Ещё, конечно, хочется зафиксировать любимый момент в фильме: Липски (журналист) сидит на чемоданах, через несколько минут они с Уоллесом неловко попрощается, он сядет за руль и уедет. На этом история самого Липски фактически закончится: он вернётся на работу, там найдутся новостные сюжеты поинтереснее репортажа о писателе, выпустившем роман века, и плёнки с интервью на тринадцать лет (до самой смерти Уоллеса) отправятся собирать пыль по коробкам.
В этот момент сам Уоллес на минутку выходит из дома, в голове у Липски что-то щёлкает, он вскакивает и начинает бегать по дому, скорострельно наговаривая на диктофон всё, что видит: «Собачьи игрушки, мячи, какие-то пятна на ковре, камин, американский флаг, игрушечная акула, книжный шкаф, плакат с Аланис Морисетт» — и дальше вплоть до открытки с цитатой из святого Игнатия. В этом потоке слов нет ничего особенного — он просто гонит фактуру, чтобы разбросать потом эти подробности по тексту (который, напомню, так и не будет написан — по крайней мере, не в том виде, в каком планировался). Но получается, что он судорожно пытается в этом нагромождении хлама найти Уоллеса, поймать его загадку (разумеется, безуспешно).

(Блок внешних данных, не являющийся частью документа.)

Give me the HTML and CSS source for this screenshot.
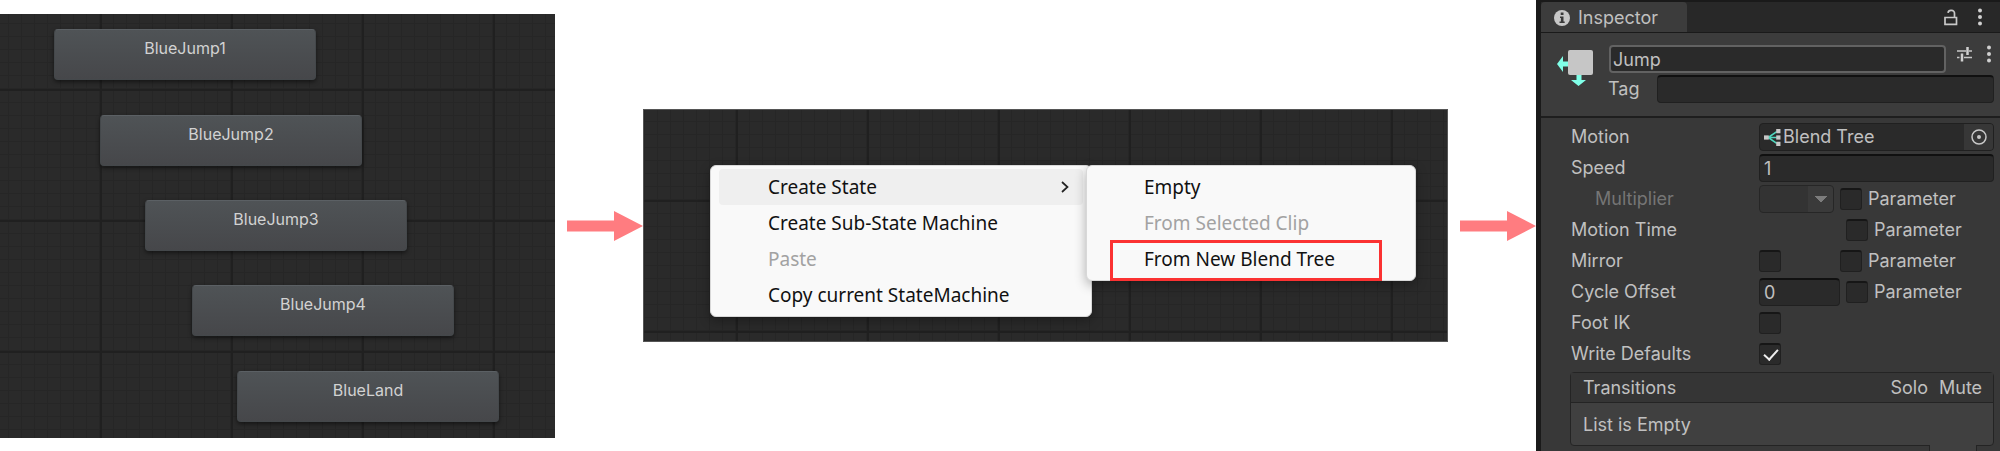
FILE: index.html
```html
<!DOCTYPE html>
<html lang="en">
<head>
<meta charset="utf-8">
<title>Blend tree setup</title>
<link rel="stylesheet" href="styles.css">
</head>
<body>
<main class="steps">
  <section class="canvas states" aria-label="States">
    <div class="node node-1">BlueJump1</div>
    <div class="node node-2">BlueJump2</div>
    <div class="node node-3">BlueJump3</div>
    <div class="node node-4">BlueJump4</div>
    <div class="node node-5">BlueLand</div>
  </section>

  <svg class="arrow" viewBox="0 0 76 30" aria-hidden="true"><path d="M0 9.500H47V0L76 15L47 30V20.500H0Z" fill="#ff7c80"/></svg>

  <section class="canvas context" aria-label="Context menu">
    <div class="menu menu-main">
      <button class="item active">Create State
        <svg class="chevron" viewBox="0 0 8 12" aria-hidden="true"><path d="M1 1L6.500 6L1 11" fill="none" stroke="#222" stroke-width="1.700"/></svg>
      </button>
      <button class="item">Create Sub-State Machine</button>
      <button class="item" disabled>Paste</button>
      <button class="item">Copy current StateMachine</button>
    </div>
    <div class="menu menu-sub">
      <button class="item">Empty</button>
      <button class="item" disabled>From Selected Clip</button>
      <button class="item marked">From New Blend Tree</button>
    </div>
  </section>

  <svg class="arrow" viewBox="0 0 76 30" aria-hidden="true"><path d="M0 9.500H47V0L76 15L47 30V20.500H0Z" fill="#ff7c80"/></svg>

  <section class="inspector" aria-label="Inspector">
    <header class="tabs">
      <button class="tab">
        <svg class="info" viewBox="0 0 16 16" aria-hidden="true"><circle cx="8" cy="8" r="8" fill="#c8c8c8"/><path d="M6.700 2.600h2.800v2.300H6.700zM6 6.400h3.500v5h1.200v1.700H5.500v-1.700h1.400V8.100H6z" fill="#3a3a3a"/></svg>
        Inspector
      </button>
      <button class="icon-button" aria-label="Unlock"><svg width="14" height="17" viewBox="0 0 14 17"><path d="M1 8.500h11.500v6.800H1zM10.500 8.500V4.500a3 3 0 0 0-3-3.200h-.5a3 3 0 0 0-3 2.500" fill="none" stroke="#c8c8c8" stroke-width="1.700"/></svg></button>
      <button class="icon-button" aria-label="Window menu"><svg width="4" height="18" viewBox="0 0 4 18"><g fill="#d0d0d0"><circle cx="2" cy="2.500" r="2"/><circle cx="2" cy="9" r="2"/><circle cx="2" cy="15.500" r="2"/></g></svg></button>
    </header>

    <div class="title">
      <svg class="state-icon" viewBox="0 0 36 36" aria-hidden="true"><path d="M0 14L6 6V11.500H12V16.500H6V22ZM19.500 24V30H14L21.500 36L29 30H24.500V24Z" fill="#80ffe8"/><rect x="11" y="0" width="25" height="25" rx="2" fill="#c6c6c6"/></svg>
      <div class="title-fields">
        <div class="title-line">
          <input class="field name" aria-label="Name" value="Jump">
          <button class="icon-button" aria-label="Presets"><svg width="16" height="16" viewBox="0 0 16 16"><path d="M0 5H9M12 5H15M0 11.500H2.500M7 11.500H15" stroke="#c8c8c8" stroke-width="1.500"/><path d="M10.500 1V9M5 7.500V15.500" stroke="#d0d0d0" stroke-width="2.500"/></svg></button>
          <button class="icon-button" aria-label="More"><svg width="4" height="18" viewBox="0 0 4 18"><g fill="#d0d0d0"><circle cx="2" cy="2.500" r="2"/><circle cx="2" cy="9" r="2"/><circle cx="2" cy="15.500" r="2"/></g></svg></button>
        </div>
        <div class="title-line">
          <label class="tag-label" for="tag">Tag</label>
          <input class="field" id="tag">
        </div>
      </div>
    </div>

    <div class="properties">
      <div class="row">
        <label for="motion">Motion</label>
        <div class="object">
          <svg class="tree" viewBox="0 0 16 16" aria-hidden="true"><path d="M4 8L12 2.500M4 8H12M4 8L12 13.500" stroke="#4fd6bd" stroke-width="1.500" fill="none"/><g fill="#c8c8c8"><rect x="0" y="6" width="4.500" height="4"/><rect x="11.500" y="0" width="4" height="4"/><rect x="11.500" y="6" width="4" height="4"/><rect x="11.500" y="12" width="4" height="4"/></g></svg>
          <input class="object-name" id="motion" value="Blend Tree" readonly>
          <button class="picker" aria-label="Select motion"><svg width="16" height="16" viewBox="0 0 16 16"><circle cx="8" cy="8" r="7" fill="none" stroke="#c8c8c8" stroke-width="1.500"/><circle cx="8" cy="8" r="2" fill="#c8c8c8"/></svg></button>
        </div>
      </div>
      <div class="row">
        <label for="speed">Speed</label>
        <input class="field" id="speed" value="1">
      </div>
      <div class="row">
        <label class="sub" for="multiplier">Multiplier</label>
        <div class="value tight">
          <select class="select" id="multiplier" disabled></select>
          <label class="check"><input type="checkbox">Parameter</label>
        </div>
      </div>
      <div class="row">
        <span>Motion Time</span>
        <div class="value">
          <span></span>
          <label class="check"><input type="checkbox">Parameter</label>
        </div>
      </div>
      <div class="row">
        <label for="mirror">Mirror</label>
        <div class="value tight">
          <input type="checkbox" id="mirror">
          <label class="check"><input type="checkbox">Parameter</label>
        </div>
      </div>
      <div class="row">
        <label for="cycle">Cycle Offset</label>
        <div class="value">
          <input class="field" id="cycle" value="0">
          <label class="check"><input type="checkbox">Parameter</label>
        </div>
      </div>
      <div class="row">
        <label for="foot">Foot IK</label>
        <input type="checkbox" id="foot">
      </div>
      <div class="row">
        <label for="defaults">Write Defaults</label>
        <input type="checkbox" id="defaults" checked>
      </div>
    </div>

    <div class="transitions">
      <div class="transitions-head"><span class="grow">Transitions</span><span>Solo</span><span class="mute">Mute</span></div>
      <div class="transitions-body">List is Empty</div>
    </div>
    <div class="list-footer"></div>
  </section>
</main>
</body>
</html>
```
FILE: styles.css
```css
* { box-sizing: border-box; }

body {
  margin: 0;
  background: #fff;
  font-family: Inter, "Liberation Sans", sans-serif;
}

button, input, select {
  margin: 0;
  padding: 0;
  border: 0;
  background: none;
  color: inherit;
  font: inherit;
}

.steps {
  display: grid;
  grid-template-columns: 555fr 88px 805fr 88px 464fr;
  align-items: center;
  min-height: 100vh;
}

.canvas {
  position: relative;
  background-color: #2a2a2a;
  background-image:
    linear-gradient(90deg, #202020 2px, transparent 2px),
    linear-gradient(#202020 2px, transparent 2px),
    repeating-linear-gradient(90deg, #262626 0 1px, transparent 1px 13px),
    repeating-linear-gradient(#262626 0 1px, transparent 1px 13px);
  background-size: 131px 131px;
}

.states {
  height: 424px;
  background-position: 100px 75px;
}

.node {
  position: absolute;
  width: 262px;
  height: 51px;
  padding-top: 8px;
  border: 1px solid #44484b;
  border-top-color: #5b6064;
  border-radius: 4px;
  background: linear-gradient(#4f5356, #46474a);
  box-shadow: 0 2px 4px rgba(0, 0, 0, 0.5);
  color: #d2d2d2;
  font-size: 16px;
  line-height: 20px;
  text-align: center;
}

.node-1 { left: 54px; top: 15px; }
.node-2 { left: 100px; top: 101px; }
.node-3 { left: 145px; top: 186px; }
.node-4 { left: 192px; top: 271px; }
.node-5 { left: 237px; top: 357px; }

.arrow {
  justify-self: end;
  width: 76px;
  height: 30px;
}

.context {
  height: 233px;
  border: 1px solid #555;
  background-position: 92px 90px;
}

.menu {
  position: absolute;
  top: 55px;
  padding: 3px 8px;
  border: 1px solid #d8d8d8;
  border-radius: 6px;
  background: #f9f9f9;
  box-shadow: 0 4px 12px rgba(0, 0, 0, 0.3);
  font-family: "Noto Sans", "Open Sans", sans-serif;
  font-size: 19px;
}

.menu-main {
  left: 66px;
  width: 382px;
}

.menu-sub {
  left: 442px;
  width: 330px;
}

.item {
  display: flex;
  align-items: center;
  justify-content: space-between;
  width: 100%;
  height: 36px;
  padding: 0 14px 0 49px;
  border-radius: 4px;
  color: #111;
  text-align: left;
}

.active { background: #efefef; }
.item:disabled { color: #a2a2a2; }

.marked { position: relative; }

.marked::after {
  content: "";
  position: absolute;
  inset: -1px 25px -4px 15px;
  border: 3px solid #fb3232;
}

.chevron {
  width: 8px;
  height: 12px;
}

.inspector {
  align-self: stretch;
  border-left: 5px solid #1a1a1a;
  background: #383838;
  color: #c0c0c0;
  font-size: 18px;
  line-height: 22px;
  overflow: hidden;
}

.tabs {
  display: flex;
  align-items: center;
  gap: 20px;
  height: 33px;
  padding: 0 18px 0 0;
  border-top: 2px solid #1a1a1a;
  border-bottom: 1px solid #1a1a1a;
  background: #282828;
}

.tab {
  display: flex;
  align-items: center;
  gap: 8px;
  width: 146px;
  height: 100%;
  margin-right: auto;
  padding: 2px 0 0 13px;
  border-radius: 4px 4px 0 0;
  background: #3c3c3c;
}

.info {
  width: 16px;
  height: 16px;
}

.icon-button { display: flex; }

.title {
  display: flex;
  align-items: flex-start;
  gap: 15px;
  padding: 12px 6px 13px 16px;
  border-bottom: 2px solid #1e1e1e;
  background: #3c3c3c;
}

.state-icon {
  width: 36px;
  height: 36px;
  margin-top: 5px;
}

.title-fields {
  display: grid;
  flex: 1;
  gap: 2px;
}

.title-line {
  display: flex;
  align-items: center;
}

.title-line .icon-button {
  margin: 0 3px 10px 11px;
}

.tag-label { width: 49px; }

.field {
  flex: 1;
  min-width: 0;
  width: 100%;
  height: 28px;
  padding: 0 4px;
  border: 1px solid #202020;
  border-top: 2px solid #101010;
  border-radius: 4px;
  background: #2a2a2a;
}

.name {
  margin-left: 1px;
  border: 2px solid #626262;
  padding: 0 2px;
}

.properties {
  display: grid;
  gap: 3px;
  padding: 5px 6px 4px 30px;
}

.row {
  display: grid;
  grid-template-columns: 188px 1fr;
  align-items: center;
  min-height: 28px;
}

.sub {
  padding-left: 24px;
  color: #757575;
}

.value {
  display: grid;
  grid-template-columns: 81px 1fr;
  align-items: center;
  column-gap: 6px;
}

.tight { grid-template-columns: 75px 1fr; }

.check {
  display: flex;
  align-items: center;
  gap: 6px;
}

input[type="checkbox"] {
  appearance: none;
  width: 22px;
  height: 22px;
  border: 1px solid #202020;
  border-top: 2px solid #161616;
  border-radius: 3px;
  background: #2a2a2a;
}

input[type="checkbox"]:checked::before {
  content: "";
  display: block;
  width: 6px;
  height: 12px;
  margin: 1px 0 0 7px;
  border: solid #eee;
  border-width: 0 2px 2px 0;
  transform: rotate(42deg);
}

.object {
  display: flex;
  align-items: center;
  height: 28px;
  padding-left: 4px;
  border: 1px solid #202020;
  border-radius: 4px;
  background: #2a2a2a;
  overflow: hidden;
}

.tree {
  width: 17px;
  height: 17px;
}

.object-name {
  flex: 1;
  min-width: 0;
  padding-left: 2px;
}

.picker {
  display: flex;
  align-items: center;
  justify-content: center;
  width: 29px;
  height: 100%;
  background: #373737;
}

.select {
  appearance: none;
  height: 28px;
  border: 1px solid #262626;
  border-radius: 4px;
  background-image:
    linear-gradient(to bottom left, #7c7c7c 50%, transparent 50%),
    linear-gradient(to bottom right, #7c7c7c 50%, transparent 50%),
    linear-gradient(90deg, #333 48px, #3a3a3a 48px);
  background-position: 55px 10px, 61px 10px, 0 0;
  background-size: 6px 7px, 6px 7px, 100% 100%;
  background-repeat: no-repeat;
  opacity: 1;
}

.transitions {
  margin: 0 6px 0 29px;
  border: 1px solid #242424;
  border-radius: 4px;
  background: #404040;
}

.transitions-head {
  display: flex;
  gap: 11px;
  padding: 4px 10px 3px 12px;
  border-bottom: 1px solid #242424;
  background: #353535;
}

.grow { flex: 1; }

.mute {
  width: 44px;
  overflow: hidden;
}

.transitions-body {
  padding: 11px 12px 9px;
}

.list-footer {
  width: 48px;
  height: 6px;
  margin: -1px 23px 0 auto;
  border: solid #242424;
  border-width: 0 1px;
  background: #404040;
}
```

Один из уроков, которые я получил когда-то от Шаши Мартыновой, звучит так: «Есть два способа нарисовать дерево. Один — нарисовать дерево. Другой — нарисовать всё кроме дерева: землю, небо, людей, облака, просветы между веток — и тогда дерево появится само». Вот и Липски неосознанно делает то же самое, вычитая из пространства существенные и несущественные вещи, пока не останется один Уоллес. Задача откровенно недостижимая, но вся соль в процессе.